2. The poet Adrienne Rich has died. Jamelah Earle has written about this.

3. My younger daughter compelled me to read Suzanne Collins’s The Hunger Games last year, and we were both fairly blown away by the movie (as was Benoit Lelievre and many, many others). The Atlantic has published a good list of the story’s mythological and pop-culture sources. (I’m only surprised this article doesn’t mention Gone With The Wind, since Katniss’s richly layered love triangle with Peeta and Gale strikes me as a clear echo of Scarlett O’Hara’s tortuous confusion over Rhett Butler and Ashley Wilkes).


4. “What happens when a downtown New York poet of the hip hop and slam persuasion discovers that the roots of spoken word go back thousands of years and span the globe?” A linguistic spirit journey by good ol’ Bob Holman.

5. Sick of books called The _____’s Daughter? So am I, and so is Emily St. John Mandel.

6. Thomas de Wall explores how the great literature of 19th Century Russia can help us understand 21st Century post-Soviet politics. (Example: Ukraine as Chekhov’s Cherry Orchard).

7. “The Coffin Factory” is a damn good name for a new literary magazine publishing folks like Justin Taylor, Aimee Binder, Roberto Bolano and Pablo Medina.

8. Nicely done: if you live in London or New York City, you can select a short story to match your commute time.

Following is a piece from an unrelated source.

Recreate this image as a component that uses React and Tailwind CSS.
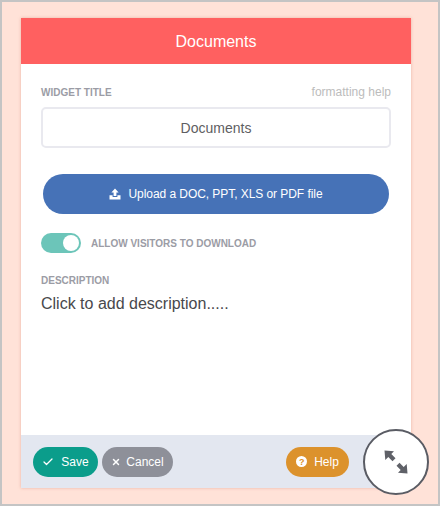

I hope they padded the time estimates for the occasional staring off into space that is a requisite part of commuter reading.

9. Beautiful! letterheads of the greats, from Noel Coward to Charles M. Schulz to Sigmund Freud.

10. Hamlet, diagrammed.

11. A database of metaphors.

12. Sensitive Skin, a long-running magazine from New York City’s Lower East Side.

13. Screenshots of Despair.

14. New letters published by the John F. Kennedy Library show how much Ernest Hemingway loved his cat. Still unclear how much he liked people.

15, Jimmy Chen on tone — literary, that is.

16. Steve Martin has published a book of tweets, The Ten, Make That Nine, Habits of Very Organized People. Make That Ten.: The Tweets of Steve Martin.

17. Here are some of expressionist painter Carl Kohler’s images of a few favorite writers, from Charles Bukowski to Antonin Artaud to Joyce Carol Oates to Samuel Beckett.

7 Responses

  1. Thanks for the link,
    Thanks for the link, Levi.

    I’ve read the first book and wasn’t looking forward to the movie, but they did a tremendous adaptation job. The Collins book spent a lot of energy depicting the teenage feelings as the movie almost leaves them all aside. They even integrate the love story as a part of the Games (I know the book did, but the movie does a better job at making it seem fake).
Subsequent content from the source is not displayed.